While Rowe has conducted most of the interviews, those with Milt Hinton, Clark Terry, Oscar Peterson and George Shearing were done by Williams. To give you a small indication of the range of the other voices, with future interviews to come, they include: Jay McShann, Jimmy Witherspoon and Sherrie Maricle, creator of the all-women Diva, currently the most swinging big band in jazz. Also: James Moody, Frank Wess, Phil Woods, Roswell Rudd, John Levy, Joe Wilder, Al Grey, Jane Ira Bloom, Ron Carter, Maria Schneider, et al. I can attest to the knowledgeable skills of interviewer Monk Rowe because I’m among the “Arrangers, Composers, Authors, Etc.,” as are Albert Murray, George Avakian, and the walking equivalent of Google as a jazz search engine, Phil Schaap.

The vital enabler of the Jazz Archive was a Hamilton College alumnus and trustee, the late Milt Fillius, drawn to the music as a drummer in high school bands, and later a friend of Williams. A successful businessman, Fillius, intent on documenting the lives of these musicians who had enlarged his life, started the videotaping, in 1995 that became the Hamilton College Jazz Archive.

Joe Williams’ participation gave credibility among his peers to this preservation of jazz history in the actual voices of its makers. Upon his death, Williams’ estate donated to the Archive his private collection of live open-reel recordings and other material from his own archives.
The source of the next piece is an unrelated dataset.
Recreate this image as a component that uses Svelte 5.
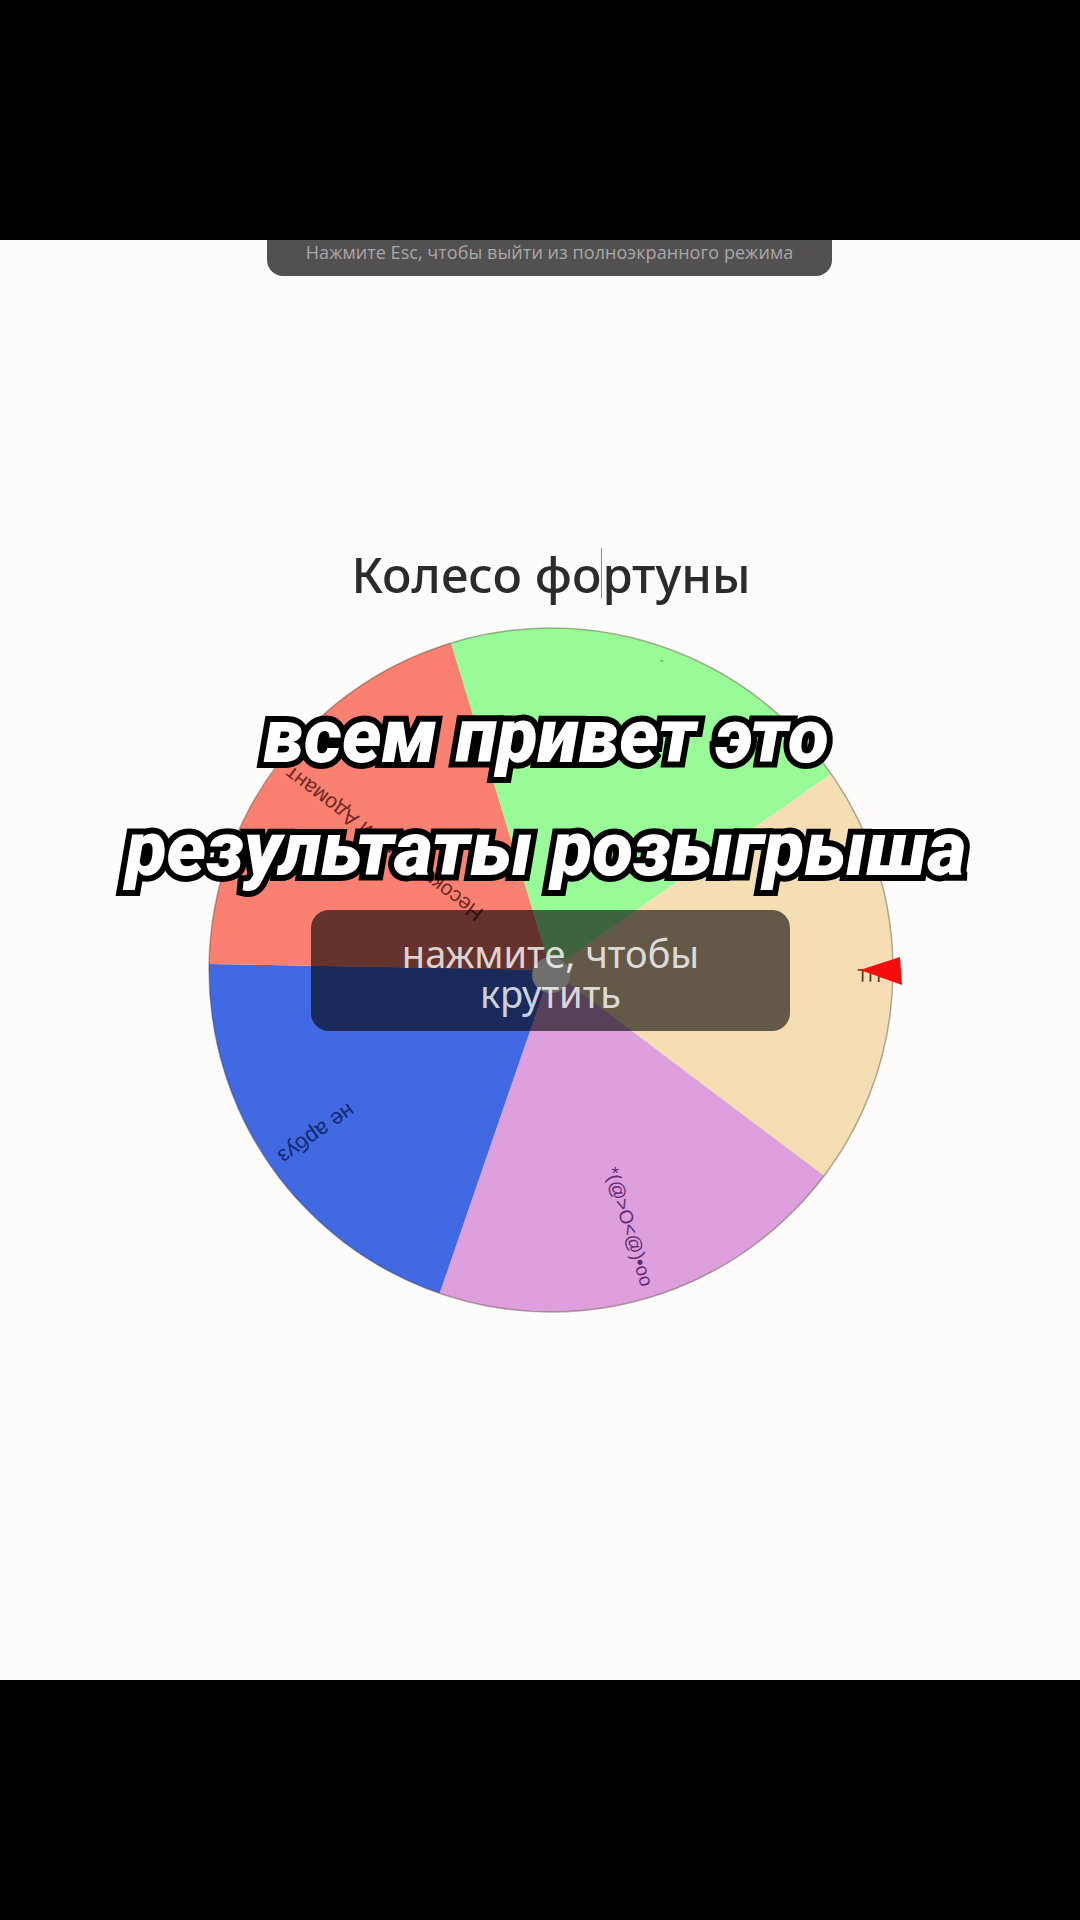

In this column, from time to time—depending on the theme I’m exploring—there’ll be excerpts from these interviews. To start, I was intrigued by a statement in an Archive brochure that read, “The holdings are particularly viable for material pertaining to the learning process employed by young musicians prior to the establishment of jazz education programs, and the realities of making a career in jazz.”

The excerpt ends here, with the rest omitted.